▶ _WHAT THE TASK ASKS_
Copy out each line that has "screenshot" in it.

— BEGIN SUPPLIED MATERIAL —

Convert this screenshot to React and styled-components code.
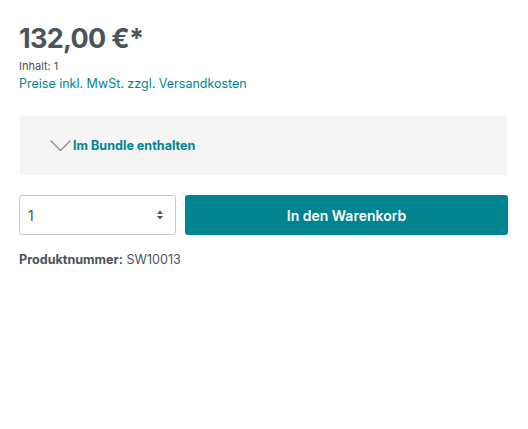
import styled, { createGlobalStyle } from 'styled-components';

const GlobalStyle = createGlobalStyle`
  body {
    margin: 0;
    background: #fff;
    font-family: Inter, 'Noto Sans', sans-serif;
    color: #4a545b;
  }
`;

const Wrapper = styled.div`
  width: 489px;
  padding: 21px 20px 0 19px;
`;

const Price = styled.p`
  margin: 0;
  font-size: 27px;
  font-weight: 700;
  letter-spacing: -0.7px;
  line-height: 36px;
  color: #4a545b;
`;

const Content = styled.p`
  margin: 1px 0 0;
  font-size: 11px;
  line-height: 16px;
  color: #4a545b;
`;

const TaxLink = styled.a`
  display: block;
  font-size: 12.5px;
  line-height: 19px;
  color: #008490;
  text-decoration: none;
`;

const BundleBox = styled.div`
  margin: 23px 1px 0;
  height: 59px;
  background: #f5f5f5;
  display: flex;
  align-items: center;
  padding-left: 30px;
`;

const BundleToggle = styled.button`
  display: flex;
  align-items: center;
  gap: 2px;
  background: none;
  border: 0;
  padding: 0;
  font-family: inherit;
  font-size: 12.6px;
  font-weight: 700;
  color: #008490;
  cursor: pointer;
`;

const BuyRow = styled.div`
  margin-top: 20px;
  display: flex;
  gap: 9px;
`;

const QtySelect = styled.div`
  box-sizing: border-box;
  flex: none;
  width: 157px;
  height: 40px;
  border: 1px solid #c4c8cc;
  border-radius: 3px;
  display: flex;
  align-items: center;
  justify-content: space-between;
  padding: 0 11px 0 8px;
  font-size: 14px;
  color: #4a545b;
`;

const BuyButton = styled.button`
  flex: 1;
  height: 40px;
  border: 0;
  border-radius: 3px;
  background: #008490;
  color: #fff;
  font-family: inherit;
  font-size: 14px;
  font-weight: 600;
  cursor: pointer;
`;

const ProductNumber = styled.p`
  margin: 16px 0 0;
  font-size: 12.6px;
  line-height: 18px;
  color: #4a545b;

  strong {
    font-weight: 700;
  }
`;

function Chevron() {
  return (
    <svg width="21" height="11" viewBox="0 0 21 11" fill="none">
      <path d="M0.5 0.5l10 10 10-10" stroke="#8a8f94" strokeWidth="1.4" />
    </svg>
  );
}

function Carets() {
  return (
    <svg width="8" height="10" viewBox="0 0 8 10">
      <path d="M4 0.5L7 4H1z" fill="#4a545b" />
      <path d="M4 9.5L7 6H1z" fill="#4a545b" />
    </svg>
  );
}

export default function App() {
  return (
    <>
      <GlobalStyle />
      <Wrapper>
        <Price>132,00 €*</Price>
        <Content>Inhalt: 1</Content>
        <TaxLink href="#">Preise inkl. MwSt. zzgl. Versandkosten</TaxLink>
        <BundleBox>
          <BundleToggle>
            <Chevron />
            Im Bundle enthalten
          </BundleToggle>
        </BundleBox>
        <BuyRow>
          <QtySelect>
            <span>1</span>
            <Carets />
          </QtySelect>
          <BuyButton>In den Warenkorb</BuyButton>
        </BuyRow>
        <ProductNumber>
          <strong>Produktnummer:</strong> SW10013
        </ProductNumber>
      </Wrapper>
    </>
  );
}
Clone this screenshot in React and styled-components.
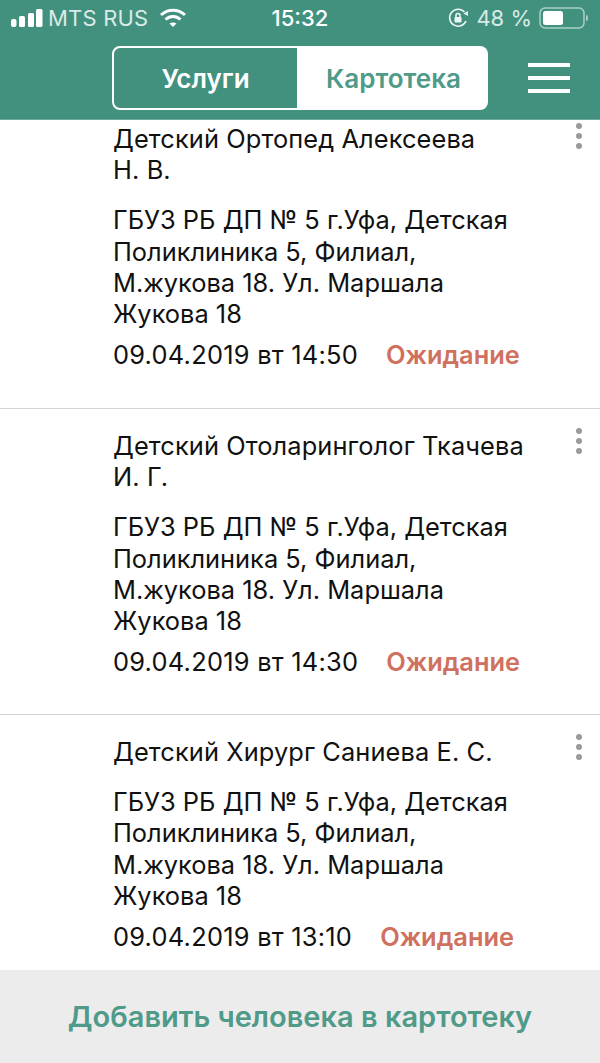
import React from 'react';
import styled, { createGlobalStyle } from 'styled-components';

const GREEN = '#42917f';

const Global = createGlobalStyle`
  html, body { margin: 0; padding: 0; background: #fff; }
  body { font-family: Inter, Roboto, "Noto Sans", sans-serif; }
`;

const Page = styled.div`
  width: 600px;
  height: 1063px;
  display: flex;
  flex-direction: column;
  overflow: hidden;
`;

const Header = styled.header`
  background: ${GREEN};
  height: 120px;
  flex-shrink: 0;
  color: #fff;
  border-bottom: 1px solid #6fa99b;
  box-sizing: border-box;
`;

const StatusBar = styled.div`
  height: 36px;
  display: grid;
  grid-template-columns: 1fr auto 1fr;
  align-items: center;
  padding: 0 11px;
  font-size: 22px;
  color: #d9ebe6;
`;

const StatusLeft = styled.div`
  display: flex;
  align-items: center;
  gap: 5px;
`;

const StatusRight = styled.div`
  display: flex;
  align-items: center;
  justify-content: flex-end;
  gap: 7px;
`;

const Carrier = styled.span`
  margin-right: 6px;
  letter-spacing: 0.2px;
`;

const Time = styled.div`
  font-weight: 500;
  font-size: 22px;
  color: #fff;
`;

const NavRow = styled.div`
  display: flex;
  align-items: center;
  padding: 10px 30px 0 112px;
`;

const Tabs = styled.div`
  display: flex;
  width: 376px;
  height: 64px;
`;

const Tab = styled.div`
  flex: ${({ $active }) => ($active ? '0 0 187px' : '1')};
  box-sizing: border-box;
  display: flex;
  align-items: center;
  justify-content: center;
  font-size: 26px;
  font-weight: 600;
  background: ${({ $active }) => ($active ? 'transparent' : '#fff')};
  color: ${({ $active }) => ($active ? '#fff' : '#4f9a88')};
  border: ${({ $active }) => ($active ? '2px solid #fff' : 'none')};
  border-radius: ${({ $active }) => ($active ? '8px 0 0 8px' : '0 8px 8px 0')};
`;

const Burger = styled.div`
  margin-left: auto;
  width: 42px;
  display: flex;
  flex-direction: column;
  gap: 9px;
`;

const BurgerLine = styled.span`
  display: block;
  height: 4px;
  background: #fff;
`;

const List = styled.div`
  flex: 1;
  min-height: 0;
`;

const Item = styled.div`
  position: relative;
  box-sizing: border-box;
  height: ${({ $h }) => $h}px;
  padding: ${({ $cut }) => ($cut ? '3px' : '21px')} 50px 0 113px;
  border-bottom: ${({ $last }) => ($last ? 'none' : '1px solid #d4d4d4')};
  font-size: 25.4px;
  line-height: 31.2px;
  color: #111;
`;

const Title = styled.div`
  margin-bottom: 19px;
  letter-spacing: 0.1px;
  white-space: nowrap;
`;

const Address = styled.div`
  margin-bottom: 10px;
  white-space: nowrap;
`;

const DateRow = styled.div`
  display: flex;
  white-space: nowrap;
  letter-spacing: 0.25px;
`;

const Status = styled.span`
  margin-left: 28px;
  color: #d0705f;
  font-weight: 600;
  letter-spacing: 0;
`;

const Dots = styled.div`
  position: absolute;
  right: 18px;
  top: ${({ $cut }) => ($cut ? '3px' : '19px')};
  display: flex;
  flex-direction: column;
  gap: 4px;
`;

const Dot = styled.span`
  width: 6px;
  height: 6px;
  border-radius: 50%;
  background: #9a9a9a;
`;

const Footer = styled.div`
  height: 93px;
  flex-shrink: 0;
  background: #ececec;
  display: flex;
  align-items: center;
  justify-content: center;
  font-size: 29px;
  font-weight: 600;
  color: #4f9a88;
`;

const ADDRESS = ['ГБУЗ РБ ДП № 5 г.Уфа, Детская', 'Поликлиника 5, Филиал,', 'М.жукова 18. Ул. Маршала', 'Жукова 18'];

const items = [
  { title: ['Детский Ортопед Алексеева', 'Н. В.'], date: '09.04.2019 вт 14:50', h: 289, cut: true },
  { title: ['Детский Отоларинголог Ткачева', 'И. Г.'], date: '09.04.2019 вт 14:30', h: 306 },
  { title: ['Детский Хирург Саниева Е. С.'], date: '09.04.2019 вт 13:10', h: 255, last: true },
];

const Lines = ({ lines }) => lines.map((l) => <div key={l}>{l}</div>);

const SignalIcon = () => (
  <svg width="32" height="18" viewBox="0 0 32 18" fill="#fff">
    <rect x="0" y="10" width="5.5" height="8" rx="2" />
    <rect x="8" y="7" width="6" height="11" rx="1.5" />
    <rect x="17" y="4" width="6" height="14" rx="1.5" />
    <rect x="25" y="0" width="6.5" height="18" rx="1.5" />
  </svg>
);

const WifiIcon = () => (
  <svg width="28" height="20" viewBox="0 0 28 20" fill="none" stroke="#fff" strokeWidth="3">
    <path d="M2 7 C9 0.5 19 0.5 26 7" />
    <path d="M6.5 11.5 C11 7.5 17 7.5 21.5 11.5" />
    <path d="M14 19 L10.5 15.5 C12.5 14 15.5 14 17.5 15.5 Z" fill="#fff" stroke="none" />
  </svg>
);

const LockIcon = () => (
  <svg width="22" height="22" viewBox="0 0 22 22" fill="none" stroke="#eef6f4" strokeWidth="1.6">
    <path d="M19 14 A8.5 8.5 0 1 1 17.5 5" />
    <path d="M16.5 6.5 L21 9 L21 4 Z" fill="#eef6f4" stroke="none" />
    <rect x="7.5" y="10" width="7" height="5.5" rx="1" fill="#eef6f4" stroke="none" />
    <path d="M9 10 V8.5 a2 2 0 0 1 4 0 V10" />
  </svg>
);

const BatteryIcon = () => (
  <svg width="50" height="22" viewBox="0 0 50 22">
    <rect x="1" y="1" width="44" height="20" rx="5" fill="none" stroke="#a9cfc6" strokeWidth="1.5" />
    <rect x="4" y="4" width="20" height="14" rx="2.5" fill="#fff" />
    <path d="M47 8 a2 3 0 0 1 0 6 Z" fill="#a9cfc6" />
  </svg>
);

const App = () => (
  <Page>
    <Global />
    <Header>
      <StatusBar>
        <StatusLeft>
          <SignalIcon />
          <Carrier>MTS RUS</Carrier>
          <WifiIcon />
        </StatusLeft>
        <Time>15:32</Time>
        <StatusRight>
          <LockIcon />
          <span>48 %</span>
          <BatteryIcon />
        </StatusRight>
      </StatusBar>
      <NavRow>
        <Tabs>
          <Tab $active>Услуги</Tab>
          <Tab>Картотека</Tab>
        </Tabs>
        <Burger>
          <BurgerLine />
          <BurgerLine />
          <BurgerLine />
        </Burger>
      </NavRow>
    </Header>
    <List>
      {items.map((it) => (
        <Item key={it.date} $h={it.h} $cut={it.cut} $last={it.last}>
          <Dots $cut={it.cut}>
            <Dot />
            <Dot />
            <Dot />
          </Dots>
          <Title>
            <Lines lines={it.title} />
          </Title>
          <Address>
            <Lines lines={ADDRESS} />
          </Address>
          <DateRow>
            {it.date}
            <Status>Ожидание</Status>
          </DateRow>
        </Item>
      ))}
    </List>
    <Footer>Добавить человека в картотеку</Footer>
  </Page>
);

export default App;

— END SUPPLIED MATERIAL —

▶ _SOLUTION TO THIS EXERCISE_
Convert this screenshot to React and styled-components code.
Clone this screenshot in React and styled-components.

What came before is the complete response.